In 16th-century Siena, clothing choices were not just scolded or fined on the spot. They were written down in marcatura books, administrative records that noted garments subject to the city’s sumptuary laws.

Siena Marcatura Books

The object itself matters here: a book kept by officials, filled with entries about cloth, trims, sleeves, adornment, and other visible details. Sumptuary laws were rules meant to control what people could wear, often based on status, wealth, or civic ideas about order. In Siena, the marcatura records turned those rules into paperwork. A prohibited garment became an entry. Dress became something the state could inspect, classify, and preserve in ink.

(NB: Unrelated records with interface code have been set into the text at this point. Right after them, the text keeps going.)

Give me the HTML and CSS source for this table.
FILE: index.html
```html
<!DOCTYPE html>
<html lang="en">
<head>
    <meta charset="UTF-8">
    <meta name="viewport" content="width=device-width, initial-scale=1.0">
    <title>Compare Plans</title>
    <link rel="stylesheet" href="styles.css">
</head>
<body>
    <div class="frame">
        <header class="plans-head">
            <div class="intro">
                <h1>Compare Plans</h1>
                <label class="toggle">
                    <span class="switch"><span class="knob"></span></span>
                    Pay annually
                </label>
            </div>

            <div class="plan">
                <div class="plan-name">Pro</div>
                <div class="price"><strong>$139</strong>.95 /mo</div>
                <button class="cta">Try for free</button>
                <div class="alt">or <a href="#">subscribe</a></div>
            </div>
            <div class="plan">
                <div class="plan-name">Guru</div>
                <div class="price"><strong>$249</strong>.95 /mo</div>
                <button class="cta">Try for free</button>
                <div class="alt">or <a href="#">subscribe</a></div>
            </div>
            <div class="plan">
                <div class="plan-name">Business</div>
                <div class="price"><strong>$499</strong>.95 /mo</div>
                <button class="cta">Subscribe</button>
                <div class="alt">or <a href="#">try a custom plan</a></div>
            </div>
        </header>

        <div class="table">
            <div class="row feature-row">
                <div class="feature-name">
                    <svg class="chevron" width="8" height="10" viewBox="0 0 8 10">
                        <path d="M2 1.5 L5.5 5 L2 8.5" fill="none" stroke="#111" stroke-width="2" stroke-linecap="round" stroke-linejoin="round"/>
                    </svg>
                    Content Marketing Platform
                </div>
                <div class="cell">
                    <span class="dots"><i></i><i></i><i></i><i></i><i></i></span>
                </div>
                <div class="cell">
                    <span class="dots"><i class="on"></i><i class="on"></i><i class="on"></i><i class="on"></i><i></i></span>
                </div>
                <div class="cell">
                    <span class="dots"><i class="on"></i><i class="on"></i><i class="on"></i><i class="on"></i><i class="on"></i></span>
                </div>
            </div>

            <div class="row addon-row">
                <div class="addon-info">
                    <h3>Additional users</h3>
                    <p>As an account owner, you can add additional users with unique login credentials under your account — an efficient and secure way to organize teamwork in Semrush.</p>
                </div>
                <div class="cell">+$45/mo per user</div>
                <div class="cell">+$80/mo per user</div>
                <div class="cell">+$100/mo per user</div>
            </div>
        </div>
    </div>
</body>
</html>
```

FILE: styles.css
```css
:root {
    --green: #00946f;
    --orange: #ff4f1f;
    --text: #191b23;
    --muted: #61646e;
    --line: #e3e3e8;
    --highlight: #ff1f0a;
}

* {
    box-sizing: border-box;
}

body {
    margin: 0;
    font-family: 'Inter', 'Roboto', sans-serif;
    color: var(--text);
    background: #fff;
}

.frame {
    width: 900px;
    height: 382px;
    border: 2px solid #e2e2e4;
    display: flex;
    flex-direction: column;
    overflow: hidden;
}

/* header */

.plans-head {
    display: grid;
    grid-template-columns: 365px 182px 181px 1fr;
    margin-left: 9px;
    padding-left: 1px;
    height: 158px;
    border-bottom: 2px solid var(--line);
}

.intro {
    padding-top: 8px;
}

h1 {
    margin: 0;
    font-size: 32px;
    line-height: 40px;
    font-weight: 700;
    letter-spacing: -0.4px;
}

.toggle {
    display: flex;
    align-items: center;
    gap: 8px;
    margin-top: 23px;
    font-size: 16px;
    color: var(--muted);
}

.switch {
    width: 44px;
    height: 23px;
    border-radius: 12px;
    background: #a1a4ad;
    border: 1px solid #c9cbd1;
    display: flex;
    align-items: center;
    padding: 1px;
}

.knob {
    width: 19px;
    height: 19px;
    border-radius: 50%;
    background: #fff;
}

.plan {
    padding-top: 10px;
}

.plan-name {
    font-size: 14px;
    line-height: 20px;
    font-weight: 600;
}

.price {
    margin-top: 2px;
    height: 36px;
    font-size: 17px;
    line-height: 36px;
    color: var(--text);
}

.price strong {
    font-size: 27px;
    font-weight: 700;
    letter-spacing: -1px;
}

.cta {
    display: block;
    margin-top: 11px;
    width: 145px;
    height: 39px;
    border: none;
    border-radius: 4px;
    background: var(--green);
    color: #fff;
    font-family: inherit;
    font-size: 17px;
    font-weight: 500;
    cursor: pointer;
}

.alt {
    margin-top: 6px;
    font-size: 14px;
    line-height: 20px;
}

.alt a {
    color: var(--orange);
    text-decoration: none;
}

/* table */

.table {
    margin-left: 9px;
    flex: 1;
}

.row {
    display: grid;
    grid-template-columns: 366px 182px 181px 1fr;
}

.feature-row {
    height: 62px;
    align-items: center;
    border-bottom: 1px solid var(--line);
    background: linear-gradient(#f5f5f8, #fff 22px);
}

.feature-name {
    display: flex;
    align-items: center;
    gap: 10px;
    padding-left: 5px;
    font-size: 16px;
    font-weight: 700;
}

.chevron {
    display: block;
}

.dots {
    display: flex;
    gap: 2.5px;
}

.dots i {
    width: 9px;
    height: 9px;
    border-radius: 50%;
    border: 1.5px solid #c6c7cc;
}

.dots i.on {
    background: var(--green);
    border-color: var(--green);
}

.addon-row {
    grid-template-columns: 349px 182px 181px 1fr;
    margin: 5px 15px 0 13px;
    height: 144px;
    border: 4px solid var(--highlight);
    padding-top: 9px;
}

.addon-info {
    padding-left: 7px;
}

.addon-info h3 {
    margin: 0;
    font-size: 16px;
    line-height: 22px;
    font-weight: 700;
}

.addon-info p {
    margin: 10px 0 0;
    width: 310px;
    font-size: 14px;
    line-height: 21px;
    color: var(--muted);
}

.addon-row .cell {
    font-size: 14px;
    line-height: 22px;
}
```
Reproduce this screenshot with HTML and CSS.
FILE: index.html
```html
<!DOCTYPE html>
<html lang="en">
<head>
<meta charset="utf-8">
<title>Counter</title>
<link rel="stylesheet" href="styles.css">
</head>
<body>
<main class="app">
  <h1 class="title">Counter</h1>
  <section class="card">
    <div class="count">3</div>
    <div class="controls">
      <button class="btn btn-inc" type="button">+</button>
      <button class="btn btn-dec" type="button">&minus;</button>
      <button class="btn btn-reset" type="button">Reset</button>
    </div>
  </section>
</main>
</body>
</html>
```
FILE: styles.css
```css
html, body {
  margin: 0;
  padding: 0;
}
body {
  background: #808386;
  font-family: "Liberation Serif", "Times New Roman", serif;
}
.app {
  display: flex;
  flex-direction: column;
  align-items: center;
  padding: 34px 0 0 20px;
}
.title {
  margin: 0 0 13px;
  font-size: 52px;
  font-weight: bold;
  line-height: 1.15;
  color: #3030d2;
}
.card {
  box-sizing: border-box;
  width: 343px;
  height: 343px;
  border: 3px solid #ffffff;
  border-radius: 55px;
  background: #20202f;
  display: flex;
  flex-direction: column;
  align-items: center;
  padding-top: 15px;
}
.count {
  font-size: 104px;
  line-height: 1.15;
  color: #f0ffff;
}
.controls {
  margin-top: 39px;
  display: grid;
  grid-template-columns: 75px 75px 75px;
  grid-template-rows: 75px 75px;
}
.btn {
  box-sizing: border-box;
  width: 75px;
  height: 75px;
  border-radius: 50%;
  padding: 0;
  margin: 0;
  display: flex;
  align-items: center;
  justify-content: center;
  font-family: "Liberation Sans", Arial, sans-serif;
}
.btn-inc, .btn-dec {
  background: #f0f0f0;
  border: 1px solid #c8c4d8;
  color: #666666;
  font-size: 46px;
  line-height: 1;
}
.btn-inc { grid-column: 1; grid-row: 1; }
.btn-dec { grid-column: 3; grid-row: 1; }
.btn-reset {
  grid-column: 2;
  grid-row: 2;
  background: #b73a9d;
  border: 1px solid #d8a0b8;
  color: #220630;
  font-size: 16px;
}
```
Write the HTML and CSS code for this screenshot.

That is what makes these books so striking. They were not fashion manuals or moral essays. They were working records of enforcement. If a citizen appeared in clothing newly forbidden by law, that item could be marked and recorded. The result was, in effect, a catalogue of restricted items built from everyday appearance.

Sumptuary Laws in Siena

This did not happen in isolation. Across late medieval and Renaissance Italy, city governments issued sumptuary laws regulating luxury, display, and social distinction. Siena was part of that wider world, where clothing was treated as a public matter rather than a purely private choice. Expensive fabrics, elaborate decoration, and imported styles could all attract official attention if they crossed legal lines.

The Siena marcatura books show how far that attention could go. The city did not merely announce rules about dress. It created a system for tracking restricted dress in a repeatable, bureaucratic way. That matters because it shifts the story from morality to administration. These records reveal a government trying to make appearance legible: to identify, note, and enforce visible difference through routine documentation.

Recorded Dress Restrictions

The clearest insight is not simply that Renaissance authorities cared about clothing. It is that they treated clothing as something governable through records. A sleeve, a border, a piece of fabric, or an ornament could move from wardrobe to ledger. Once entered in a marcatura book, a garment was no longer just an object worn in Siena’s streets. It had become an administratively recorded item under sumptuary regulation.

Did You Know?

Sumptuary laws were common in many Italian cities, not just Siena, because authorities used them to regulate luxury and social rank.